Plaza Premium has been quietly building a North American lounge network for three years, and on January 28 it opened its biggest US property to date: 18,500 square feet on the airside mezzanine of JFK Terminal 4, a level above the current Centurion and Delta One Club locations.
I visited twice in early February — once on a Tuesday at 12:40 pm during the European-departure rush, once on a Saturday at 11:20 pm before catching a red-eye to Lisbon — to see how the space holds up under both peak and off-peak load.
The space
The lounge is laid out as a long rectangle running parallel to the T4 concourse, with floor-to-ceiling windows on the airside wall offering tarmac views of B-gates 35-44. Designer Sybille de Margerie (the same hand behind the Cheval Blanc Paris and the recent Plaza Premium Hong Kong renovation) has used a palette of dark walnut, terrazzo, and brass that reads more “European boutique hotel” than “airport lounge” — a welcome departure from the beige carpet aesthetic that characterises most US Priority Pass options.
There are 320 total seats across:
- A 60-seat dining room with hot buffet and a 14-seat à la carte counter.
- A 90-seat lounge area with armchair and sofa clusters around low brass tables.
- A 38-seat library wing with reading lamps and laptop power at every position.
- A 24-seat workspace with full keyboards, monitors, and Herman Miller Aeron chairs (yes, really).
- A 20-seat coffee bar with a La Marzocco machine and a barista on-site 6 am - 10 pm daily.
Two private “nap rooms” cost USD 30 per 30-minute booking, made through the Plaza Premium app. A spa offers 20-minute massages at USD 60. There is one shower suite, which is not enough for the load — both my visits had a 22 and 38 minute wait respectively.
Food and drink
The hot buffet on Tuesday lunchtime included a respectable miso-glazed cod, a cauliflower-cashew curry, hand-cut fries, and a salad bar with proper ingredients. The à la carte menu adds a USD 0 charge wagyu sliders, a carbonara made to order, and a daily soup. Coffee is excellent.
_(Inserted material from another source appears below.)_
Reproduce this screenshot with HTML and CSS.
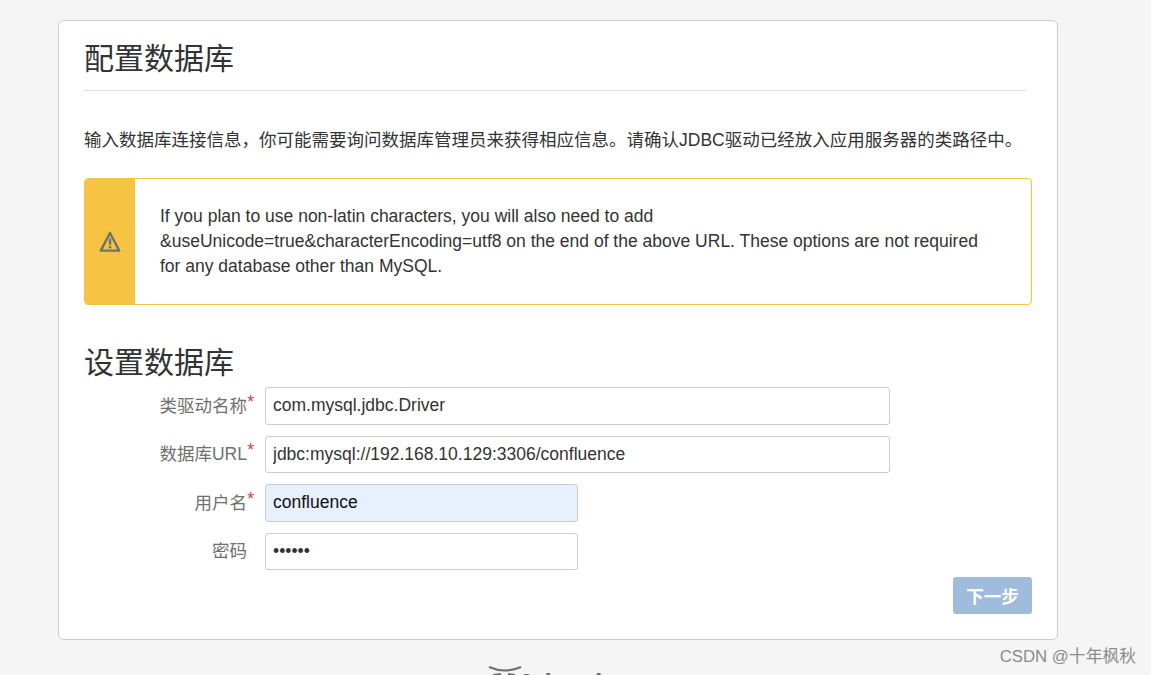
FILE: index.html
```html
<!DOCTYPE html>
<html lang="en">
<head>
    <meta charset="UTF-8">
    <title>配置数据库</title>
    <link rel="stylesheet" href="styles.css">
</head>
<body>
    <div class="card">
        <h1 class="page-title">配置数据库</h1>
        <p class="intro">输入数据库连接信息，你可能需要询问数据库管理员来获得相应信息。请确认JDBC驱动已经放入应用服务器的类路径中。</p>

        <!-- Warning box -->
        <div class="warning">
            <div class="warning-side">
                <svg class="warning-icon" width="22" height="22" viewBox="0 0 22 22">
                    <path d="M11 2 L20.2 19.6 H1.8 Z" fill="none" stroke="#707070" stroke-width="2.4" stroke-linejoin="round"/>
                    <rect x="9.8" y="7.6" width="2.4" height="6.2" fill="#707070"/>
                    <rect x="9.8" y="15" width="2.4" height="2.4" fill="#707070"/>
                </svg>
            </div>
            <div class="warning-text">If you plan to use non-latin characters, you will also need to add &amp;useUnicode=true&amp;characterEncoding=utf8 on the end of the above URL. These options are not required for any database other than MySQL.</div>
        </div>

        <h2 class="section-title">设置数据库</h2>
        <form class="db-form">
            <div class="form-row">
                <label class="form-label" for="driver">类驱动名称<span class="required">*</span></label>
                <input class="field field-long" type="text" id="driver" value="com.mysql.jdbc.Driver">
            </div>
            <div class="form-row">
                <label class="form-label" for="url">数据库URL<span class="required">*</span></label>
                <input class="field field-long" type="text" id="url" value="jdbc:mysql://192.168.10.129:3306/confluence">
            </div>
            <div class="form-row">
                <label class="form-label" for="user">用户名<span class="required">*</span></label>
                <input class="field field-short field-filled" type="text" id="user" value="confluence">
            </div>
            <div class="form-row">
                <label class="form-label" for="pass">密码</label>
                <input class="field field-short" type="password" id="pass" value="123456">
            </div>
            <div class="form-actions">
                <button class="next-btn" type="button">下一步</button>
            </div>
        </form>
    </div>

    <!-- Logo is cut off by the bottom of the window -->
    <div class="footer-logo">
        <svg class="logo-mark" width="34" height="10" viewBox="0 0 34 10">
            <path d="M1 1 Q17 8 33 1" fill="none" stroke="#707070" stroke-width="2.2"/>
            <path d="M5 9 L13 8 M20 8 L27 9" fill="none" stroke="#707070" stroke-width="2"/>
        </svg>
        <span class="logo-name">Atlassian</span>
    </div>

    <div class="watermark">CSDN @十年枫秋</div>
</body>
</html>
```

FILE: styles.css
```css
html, body {
    height: 100%;
    overflow: hidden;
}

body {
    margin: 0;
    background-color: #f5f5f5;
    color: #333;
    font-family: "Liberation Sans", "Noto Sans CJK SC", sans-serif;
    font-size: 17.5px;
}

.card {
    box-sizing: border-box;
    width: 1000px;
    height: 620px;
    margin: 20px 0 0 58px;
    padding: 0 25px;
    background-color: white;
    border: 1px solid #ccc;
    border-radius: 6px;
}

.page-title {
    width: 942px;
    height: 69px;
    margin: 0;
    border-bottom: 1px solid #ddd;
    font-size: 30px;
    font-weight: 400;
    line-height: 76px;
}

.intro {
    margin: 37px 0 0;
    font-size: 17.5px;
    line-height: 24px;
}

/* Warning box */
.warning {
    display: flex;
    box-sizing: border-box;
    width: 948px;
    height: 127px;
    margin-top: 26px;
    background-color: white;
    border: 1px solid #f6c342;
    border-radius: 4px;
    overflow: hidden;
}

.warning-side {
    display: flex;
    flex: none;
    justify-content: center;
    align-items: center;
    width: 50px;
    background-color: #f6c342;
}

.warning-text {
    align-self: center;
    width: 830px;
    padding-left: 25px;
    font-size: 17.5px;
    line-height: 25px;
}

.section-title {
    margin: 38px 0 0;
    font-size: 30px;
    font-weight: 400;
    line-height: 40px;
}

/* Form rows */
.db-form {
    margin-top: 4px;
}

.form-row {
    display: flex;
    align-items: center;
    height: 37.5px;
    margin-bottom: 11px;
}

.form-label {
    box-sizing: border-box;
    width: 181px;
    padding-right: 18px;
    color: #707070;
    font-size: 17.5px;
    line-height: 24px;
    text-align: right;
    position: relative;
}

.required {
    position: absolute;
    top: -4px;
    right: 11px;
    color: #d04437;
    font-size: 17.5px;
}

.field {
    box-sizing: border-box;
    height: 37.5px;
    padding: 0 7px;
    background-color: white;
    border: 1px solid #ccc;
    border-radius: 3px;
    color: #333;
    font-family: "Liberation Sans", sans-serif;
    font-size: 17.5px;
}

.field-long {
    width: 625px;
}

.field-short {
    width: 313px;
}

.field-filled {
    background-color: #e8f0fe;
    color: #111;
}

.form-actions {
    display: flex;
    justify-content: flex-end;
    margin-top: -4px;
}

.next-btn {
    width: 79px;
    height: 37px;
    padding: 0;
    background-color: #9fbcdc;
    border: none;
    border-radius: 3px;
    color: white;
    font-family: "Liberation Sans", "Noto Sans CJK SC", sans-serif;
    font-size: 17.5px;
    font-weight: bold;
}

.footer-logo {
    display: flex;
    align-items: flex-start;
    margin-top: 26px;
    padding-left: 488px;
}

.logo-name {
    margin: 4px 0 0 -5px;
    color: #707070;
    font-size: 26px;
    font-weight: bold;
    line-height: 26px;
}

.watermark {
    position: absolute;
    right: 15px;
    top: 647px;
    color: #8c8c8c;
    font-size: 16.8px;
    line-height: 20px;
}
```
Bar pours include House of Suntory whiskies, Greenall’s gin, and a sparkling on tap — Drappier Brut Nature on my visits, refreshed at noon and 6 pm.
On Saturday at 11:20 pm the buffet had collapsed to crudités, hummus, three cheeses, and a chicken curry that tasted reheated. The full menu does not run after 10 pm and the carving station closes at 9 pm. Plan accordingly.
Access
Priority Pass and LoungeKey holders enter free. Capital One Venture X cardholders enter free regardless of network (Plaza Premium is on the Capital One partner list as of October 2025). American Express Platinum cardholders cannot enter on the card alone — Plaza Premium remains outside the Centurion network.
A walk-up day pass is USD 75. Children under two are free; ages 2 to 11 are USD 38. The capacity cap is enforced — on Tuesday at 1:05 pm I watched three Priority Pass walk-ups turned away at the desk because the lounge had hit 280 of its 320 capacity.
Verdict
Among non-airline lounges at JFK, this is now the best option, and it is not particularly close. The Centurion Lounge in T4 is smaller and consistently overcrowded; the Wingtips Lounge is well past its prime. If you have access via Priority Pass or Capital One, take the elevator up. If you are paying USD 75 for a day pass, only do it if you have at least two and a half hours and are not flying in a premium cabin with proper lounge access of its own.
Plaza Premium tells Business Class Journal that a second New York property is in negotiation for Newark Terminal A, with a target opening of Q3 2027.